## Stated problem:
Go through the material below and report how many lines contain "table". Give only the number.

··· Data segment ···

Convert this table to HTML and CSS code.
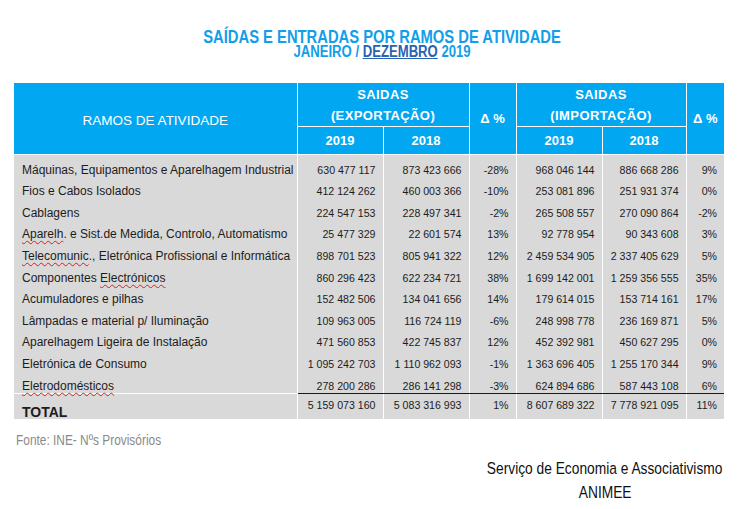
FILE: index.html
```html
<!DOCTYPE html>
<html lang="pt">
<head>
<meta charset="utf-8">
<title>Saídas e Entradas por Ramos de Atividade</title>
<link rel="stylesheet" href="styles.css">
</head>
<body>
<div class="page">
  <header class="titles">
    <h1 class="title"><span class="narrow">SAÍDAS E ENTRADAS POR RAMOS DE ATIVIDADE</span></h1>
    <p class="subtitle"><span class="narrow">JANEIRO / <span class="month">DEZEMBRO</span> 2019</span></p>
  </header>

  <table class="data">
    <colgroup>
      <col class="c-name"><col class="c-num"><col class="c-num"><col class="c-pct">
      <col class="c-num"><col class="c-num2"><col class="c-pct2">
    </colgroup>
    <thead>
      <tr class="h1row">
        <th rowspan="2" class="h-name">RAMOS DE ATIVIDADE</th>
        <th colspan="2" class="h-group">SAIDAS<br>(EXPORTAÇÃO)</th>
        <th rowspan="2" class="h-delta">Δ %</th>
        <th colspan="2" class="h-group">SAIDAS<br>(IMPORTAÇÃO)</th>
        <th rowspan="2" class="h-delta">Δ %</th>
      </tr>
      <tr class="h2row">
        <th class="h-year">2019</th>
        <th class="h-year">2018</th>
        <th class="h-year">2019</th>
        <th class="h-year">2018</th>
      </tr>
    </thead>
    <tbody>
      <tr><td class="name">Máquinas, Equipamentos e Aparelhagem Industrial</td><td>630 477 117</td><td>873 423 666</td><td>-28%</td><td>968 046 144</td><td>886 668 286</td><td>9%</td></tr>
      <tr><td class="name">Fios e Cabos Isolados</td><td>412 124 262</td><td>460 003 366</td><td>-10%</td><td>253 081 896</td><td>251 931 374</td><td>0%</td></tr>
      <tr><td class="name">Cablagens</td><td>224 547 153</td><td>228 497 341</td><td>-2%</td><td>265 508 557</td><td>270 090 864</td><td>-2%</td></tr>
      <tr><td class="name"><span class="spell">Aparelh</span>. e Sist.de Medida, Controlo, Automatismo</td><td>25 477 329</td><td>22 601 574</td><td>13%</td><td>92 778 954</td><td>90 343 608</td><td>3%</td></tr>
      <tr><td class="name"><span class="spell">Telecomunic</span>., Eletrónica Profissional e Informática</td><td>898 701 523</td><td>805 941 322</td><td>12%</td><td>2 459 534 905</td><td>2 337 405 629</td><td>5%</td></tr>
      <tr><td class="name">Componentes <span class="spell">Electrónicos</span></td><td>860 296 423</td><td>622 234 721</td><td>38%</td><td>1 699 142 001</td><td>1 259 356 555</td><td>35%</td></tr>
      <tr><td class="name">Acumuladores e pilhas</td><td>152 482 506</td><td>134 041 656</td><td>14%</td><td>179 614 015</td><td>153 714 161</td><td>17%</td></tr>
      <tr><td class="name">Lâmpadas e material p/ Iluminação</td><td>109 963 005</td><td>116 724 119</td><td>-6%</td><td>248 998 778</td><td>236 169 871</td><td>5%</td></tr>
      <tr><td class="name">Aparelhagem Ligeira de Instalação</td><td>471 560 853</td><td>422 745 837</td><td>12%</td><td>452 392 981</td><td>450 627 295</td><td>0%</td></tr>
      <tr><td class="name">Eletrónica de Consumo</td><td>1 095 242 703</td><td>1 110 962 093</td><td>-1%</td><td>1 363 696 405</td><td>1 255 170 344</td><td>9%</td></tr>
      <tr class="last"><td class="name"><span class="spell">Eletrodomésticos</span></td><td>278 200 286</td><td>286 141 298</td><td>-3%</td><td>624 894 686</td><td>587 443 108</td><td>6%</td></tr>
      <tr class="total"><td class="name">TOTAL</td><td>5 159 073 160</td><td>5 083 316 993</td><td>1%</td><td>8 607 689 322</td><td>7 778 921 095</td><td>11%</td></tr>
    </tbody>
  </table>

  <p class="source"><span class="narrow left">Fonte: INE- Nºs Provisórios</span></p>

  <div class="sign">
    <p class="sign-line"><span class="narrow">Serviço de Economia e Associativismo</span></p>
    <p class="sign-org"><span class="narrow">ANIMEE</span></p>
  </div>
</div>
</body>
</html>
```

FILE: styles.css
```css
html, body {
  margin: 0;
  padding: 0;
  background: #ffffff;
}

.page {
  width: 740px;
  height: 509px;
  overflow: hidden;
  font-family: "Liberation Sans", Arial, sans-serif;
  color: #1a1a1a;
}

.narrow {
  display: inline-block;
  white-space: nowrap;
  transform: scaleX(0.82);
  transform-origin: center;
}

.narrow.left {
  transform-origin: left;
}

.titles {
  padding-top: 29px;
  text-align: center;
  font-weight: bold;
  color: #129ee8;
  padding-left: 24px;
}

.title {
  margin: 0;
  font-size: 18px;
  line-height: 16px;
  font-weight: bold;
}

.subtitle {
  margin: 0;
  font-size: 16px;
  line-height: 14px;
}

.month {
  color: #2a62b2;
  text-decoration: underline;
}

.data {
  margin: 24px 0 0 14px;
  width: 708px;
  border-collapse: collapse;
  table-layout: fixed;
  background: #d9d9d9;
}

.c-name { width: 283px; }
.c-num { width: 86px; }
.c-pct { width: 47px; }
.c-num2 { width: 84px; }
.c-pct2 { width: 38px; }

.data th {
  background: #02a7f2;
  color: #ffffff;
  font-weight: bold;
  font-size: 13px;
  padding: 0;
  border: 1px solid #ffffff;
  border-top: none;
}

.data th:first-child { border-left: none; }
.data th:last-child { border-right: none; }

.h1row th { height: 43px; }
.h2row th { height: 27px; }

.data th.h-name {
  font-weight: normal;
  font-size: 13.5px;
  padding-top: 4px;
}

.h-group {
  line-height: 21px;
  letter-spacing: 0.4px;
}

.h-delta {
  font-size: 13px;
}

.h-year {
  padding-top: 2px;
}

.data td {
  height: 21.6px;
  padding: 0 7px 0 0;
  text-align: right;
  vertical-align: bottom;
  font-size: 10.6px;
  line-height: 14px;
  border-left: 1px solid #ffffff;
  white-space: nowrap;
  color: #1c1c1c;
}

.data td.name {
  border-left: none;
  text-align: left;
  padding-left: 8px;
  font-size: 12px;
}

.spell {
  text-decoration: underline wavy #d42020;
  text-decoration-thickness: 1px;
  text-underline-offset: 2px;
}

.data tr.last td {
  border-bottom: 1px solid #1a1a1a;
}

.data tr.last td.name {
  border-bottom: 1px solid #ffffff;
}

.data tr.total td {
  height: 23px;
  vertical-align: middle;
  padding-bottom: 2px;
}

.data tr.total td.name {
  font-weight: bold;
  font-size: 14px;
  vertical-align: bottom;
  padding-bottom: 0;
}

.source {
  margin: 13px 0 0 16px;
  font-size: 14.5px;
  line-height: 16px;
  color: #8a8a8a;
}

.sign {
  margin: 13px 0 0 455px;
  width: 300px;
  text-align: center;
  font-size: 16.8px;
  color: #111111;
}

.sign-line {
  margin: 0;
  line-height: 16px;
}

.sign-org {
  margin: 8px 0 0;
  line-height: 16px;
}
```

···

## Exercise solution:
4